Airbnb Automated Messages: How to Set Them Up (Plus Templates You Can Copy)

If you’re still typing the same answers every week, check in time, address, parking, wifi, checkout, Airbnb already gives you a way to automate a big chunk of that.

Airbnb calls these ‘scheduled quick replies’. Most hosts refer to them as airbnb automated messages.

Same idea where you write the message once, and Airbnb sends it automatically when something happens (like a booking, check-in, or checkout).

This guide walks you through:

  • what to set up (so you don’t annoy guests),
  • how to set it up (click-by-click),
  • and message templates you can copy and tweak for your place.

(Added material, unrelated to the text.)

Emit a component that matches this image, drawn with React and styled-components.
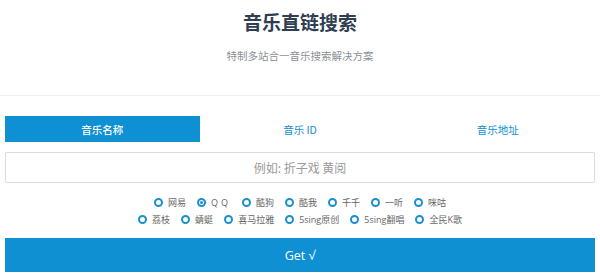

What Airbnb “automated messages” actually are

Quick replies vs scheduled quick replies (and where AI automation fits)

Airbnb has three related tools inside Messages:

  1. Quick replies

    Short saved templates you send manually when a guest asks something common (wifi, directions, early check-in).

  2. Scheduled quick replies (Airbnb automated messages)

    The same templates, but set to send automatically based on triggers like a new reservation, check-in, or checkout.

  3. Suggested quick replies (AI automation)

    Airbnb may suggest one of your saved quick replies based on what the guest asked. You still review/edit before sending.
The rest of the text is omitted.